Fionola Meredith is underwhelmed by writer/director Paul Kennedy's debut feature at the Belfast Film Festival

Whether you're reading a novel or watching a play or a film, there's a tipping point – I find that it usually comes pretty early on – when you know if the whole thing's going to work for you or not.

Will you be whisked up and away in the powerful, exhilarating flight of the narrative, or are you going to be dragged bumpily along the ground for the next hundred pages (or minutes), hoping for release? Sometimes, it's not so clear-cut. You're left swinging between hope and disillusionment. And, for me, that's the case with Made in Belfast.

It's the story of Jack Kelly (Ciarán McMenamin), a Belfast-born, Booker-nominated writer, now living in Paris, whose rise to fame came courtesy of a novel which exposed the intimate secrets of his friends back home in Belfast.

Why these indiscretions were quite so inspiring is never explained but, needless to say, the mates weren't too happy about the results, and the fall-out from Jack's big splash was devastating – broken marriages, broken friendships, and a fiancee left standing at the altar.

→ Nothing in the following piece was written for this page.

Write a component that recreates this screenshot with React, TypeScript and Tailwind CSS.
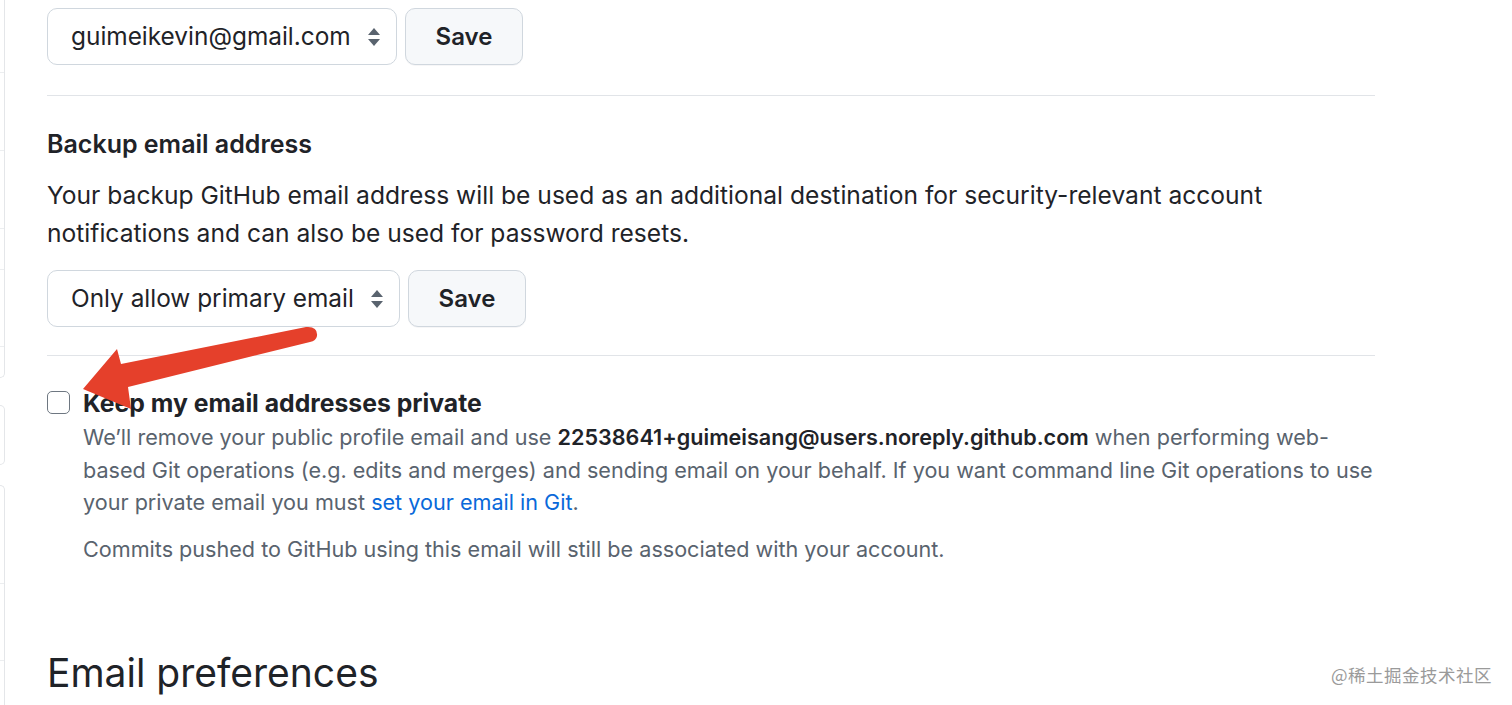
import type { ReactNode } from "react";

function SelectBox({ children, width }: { children: ReactNode; width: string }) {
	return (
		<div className={`${width} h-[57px] rounded-[10px] border border-[#d0d7de] bg-white flex items-center justify-between pl-[23px] pr-[14px] text-[24.4px] text-[#1f2328]`}>
			<span>{children}</span>
			<svg width="16" height="22" viewBox="0 0 16 22" className="text-[#59636e]">
				<path d="M8 2 L14 9 H2 Z" fill="currentColor" />
				<path d="M8 20 L14 13 H2 Z" fill="currentColor" />
			</svg>
		</div>
	);
}

function SaveButton() {
	return (
		<button
			type="button"
			className="w-[118px] h-[57px] rounded-[10px] border border-[#d0d7de] bg-[#f6f8fa] text-[24px] font-semibold text-[#1f2328] shadow-[0_1px_0_rgba(31,35,40,0.04)]"
		>
			Save
		</button>
	);
}

// the cut-off settings sidebar on the far left
function SidebarSliver() {
	return (
		<div className="w-[5px] shrink-0 flex flex-col">
			<div className="h-[413px] border-r border-b border-[#e4e6e9] rounded-br-[6px] flex flex-col">
				<div className="h-[73px] border-b border-[#eceef0]" />
				<div className="h-[78px] border-b border-[#eceef0]" />
				<div className="h-[78px] border-b border-[#eceef0]" />
				<div className="h-[41px] border-b border-[#eceef0]" />
				<div className="h-[77px] border-b border-[#eceef0]" />
			</div>
			<div className="mt-[27px] h-[65px] border border-l-0 border-[#e4e6e9] rounded-r-[6px]" />
			<div className="mt-[20px] h-[240px] border border-l-0 border-b-0 border-[#e4e6e9] rounded-tr-[6px] flex flex-col">
				<div className="h-[98px] border-b border-[#eceef0]" />
				<div className="h-[77px] border-b border-[#eceef0]" />
			</div>
		</div>
	);
}

export default function App() {
	return (
		<div className="w-[1512px] h-[705px] overflow-hidden bg-white relative flex font-['Inter','Liberation_Sans',sans-serif] text-[#1f2328]">
			<SidebarSliver />

			<div className="ml-[42px] w-[1328px] flex flex-col pt-[8px]">
				<div className="flex gap-[8px]">
					<SelectBox width="w-[350px]">guimeikevin@gmail.com</SelectBox>
					<SaveButton />
				</div>

				<div className="mt-[30px] h-px bg-[#e1e4e8]" />

				<h3 className="mt-[33px] text-[25px] font-semibold leading-[30px]">Backup email address</h3>
				<p className="mt-[17px] text-[24.6px] leading-[38px]">
					Your backup GitHub email address will be used as an additional destination for security-relevant account
					<br />
					notifications and can also be used for password resets.
				</p>

				<div className="mt-[18px] flex gap-[8px]">
					<SelectBox width="w-[353px]">Only allow primary email</SelectBox>
					<SaveButton />
				</div>

				<div className="mt-[28px] h-px bg-[#e1e4e8]" />

				<div className="mt-[34px] flex gap-[13px]">
					<div className="mt-[1px] w-[23px] h-[23px] shrink-0 rounded-[5px] border-[1.5px] border-[#6e7781] bg-white" />
					<div className="flex flex-col">
						<div className="text-[24.75px] font-bold leading-[26px]">Keep my email addresses private</div>
						<p className="mt-[5px] text-[21.6px] leading-[32.5px] text-[#59636e]">
							We’ll remove your public profile email and use{" "}
							<b className="text-[#1f2328] font-semibold">22538641+guimeisang@users.noreply.github.com</b> when performing web-
							<br />
							based Git operations (e.g. edits and merges) and sending email on your behalf. If you want command line Git operations to use
							<br />
							your private email you must <a className="text-[#0969da]">set your email in Git</a>.
						</p>
						<p className="mt-[14px] text-[21.6px] leading-[32px] text-[#59636e]">
							Commits pushed to GitHub using this email will still be associated with your account.
						</p>
					</div>
				</div>

				<h2 className="mt-[83px] text-[39px] font-normal leading-[50px]">Email preferences</h2>
			</div>

			{/* annotation arrow */}
			<svg className="absolute left-0 top-0 pointer-events-none" width="1512" height="705">
				<path
					d="M83 389 L117 349 L121 364 L306 327 Q318 326 317 336 Q316 341 310 342 L128 387 L131 409 Z"
					fill="#e5402b"
				/>
			</svg>

			<div className="absolute right-[20px] top-[662px] text-[17.5px] text-[#9a9a9a] font-['Noto_Sans_CJK_SC',sans-serif] tracking-[0.5px]">
				@稀土掘金技术社区
			</div>
		</div>
	);
}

It's only when Jack discovers that his father is dying that he returns, eight years after the book's original publication, and begins a rather long over-due process of atonement.

Making a film on a micro-budget isn't easy, and fair play to writer and director Paul Kennedy (who also appears in the film, as one of the aggrieved pals) for giving it his best shot with this, his debut feature. There are some good ideas in here.

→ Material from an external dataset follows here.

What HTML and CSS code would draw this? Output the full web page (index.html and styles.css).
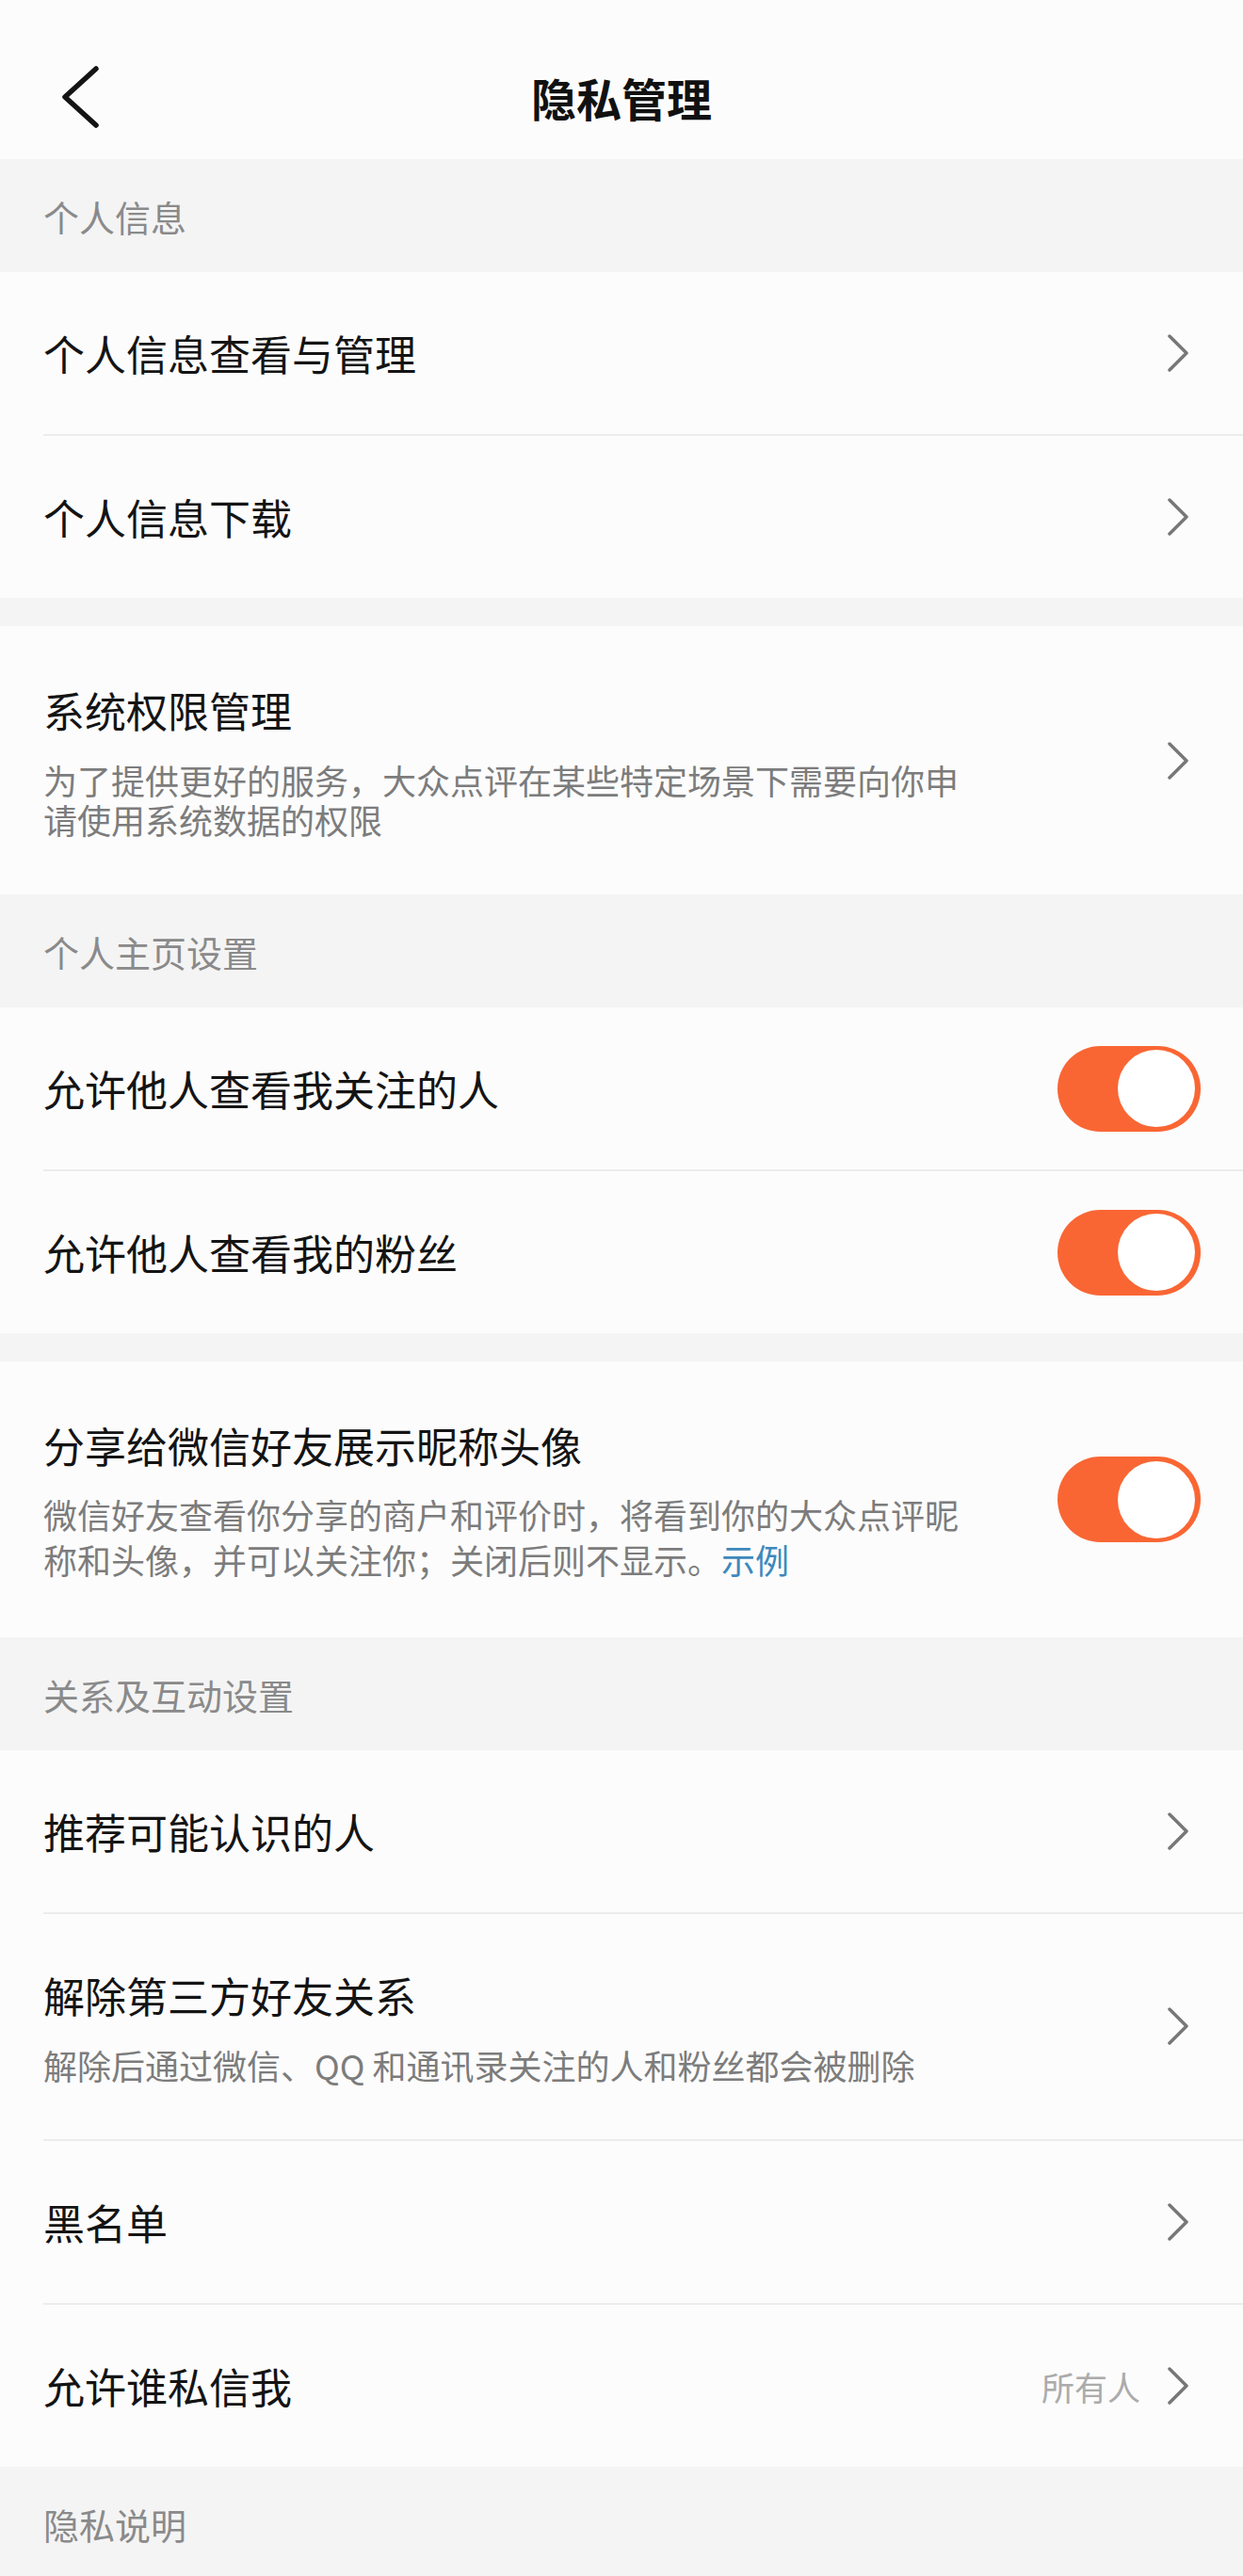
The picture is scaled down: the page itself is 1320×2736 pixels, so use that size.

With more money and time, and with a particular focus on developing the dialogue, Made in Belfast could have been a compelling movie, with something new and exciting to say about this city at this time. As it stands, however, it lacks depth and dynamism.

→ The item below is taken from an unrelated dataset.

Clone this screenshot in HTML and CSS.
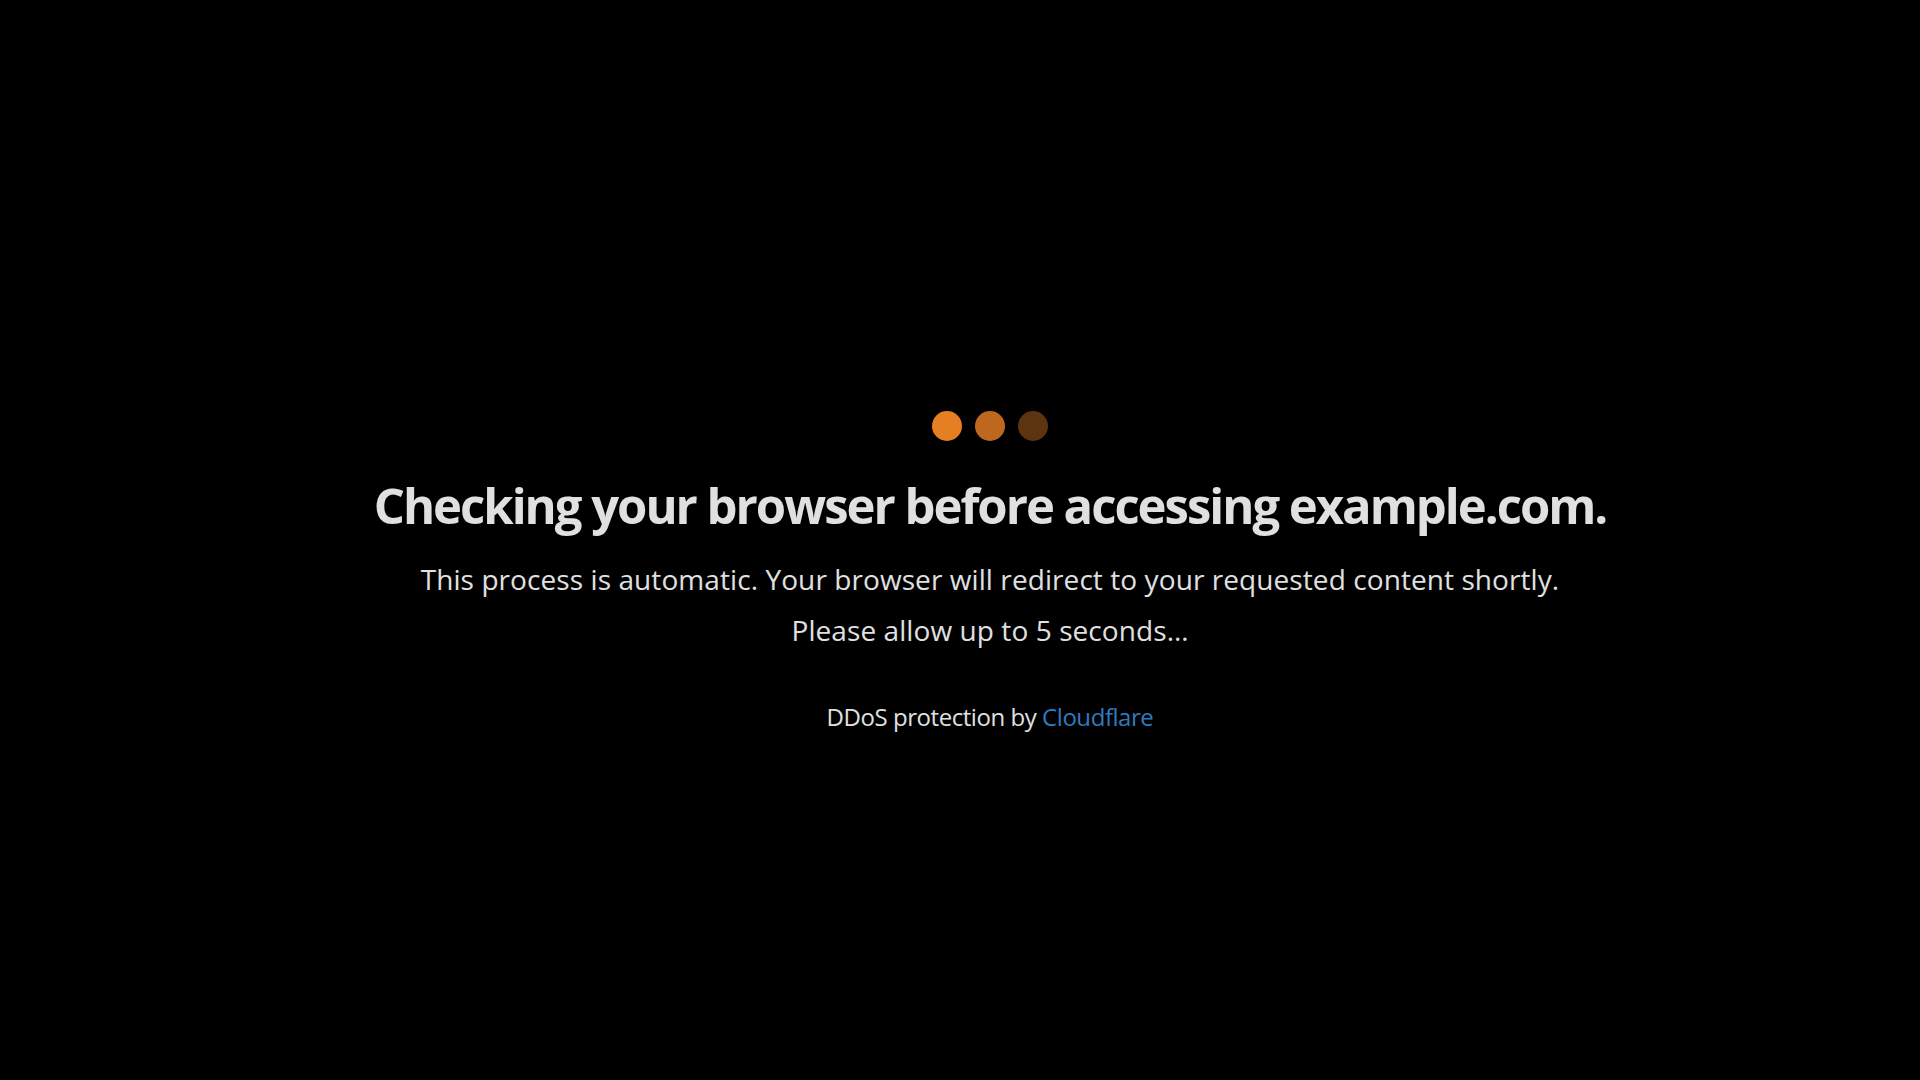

I just don't believe in McMenamin as a Booker-nominated author. There is nothing in his (highly limited, even monosyllabic) conversation or manner that indicates he is a master of language. I mean, he's clearly no John Banville. If anything, Jack is more like a senior member of a boy band, churlish, charmless and petulant.

As for Belfast itself, we get a perfectly enjoyable tour of its most pleasant spots, including Botanic Gardens and Ginger Bistro on Hope Street, though locals could be forgiven for wondering why a taxi from the city airport takes Jack to the Malone Lodge hotel on Eglantine Avenue via the new Titanic building. You're being fleeced there, Jack.

But there are no great insights about this complex place. The most we get is the observation, by Jack's ex, Alice (Shauna MacDonald), that 'it's like this city is trying to forget its past', or a quip by his brother, young Petesy (Shaun Blaney) – 'Have we always been bonkers in this country?' As we all know, it's a lot more rich and messy, a lot more contradictory and complicated than that.

Bronagh Gallagher does a fine turn as a lugubrious funeral director, and there is a nice bit of dialogue between Jack and Kevy, a recovering old soak played with customary aplomb by Lalor Roddy.

Kevy: 'I read your last book.' Jack: 'Did you like it?' Kevy: 'No, it was shite.' Jack: 'It was nominated for the Booker.' Kevy: 'Did it win?' Jack: 'No.' Kevy (with satisfaction): 'There you are. Shite.' More of this kind of dry repartee would lift the film above its tendency towards empty sentimentality.

Made in Belfast was the opening film of the 2013 Belfast Film Festival, and admittedly my mood on the night was not improved by some petty sadist sitting behind me, who repeatedly kicked the back of my chair throughout the entire screening. But if this film had caught and captured me, I might never have noticed.

The Belfast Film Festival continues until April 21.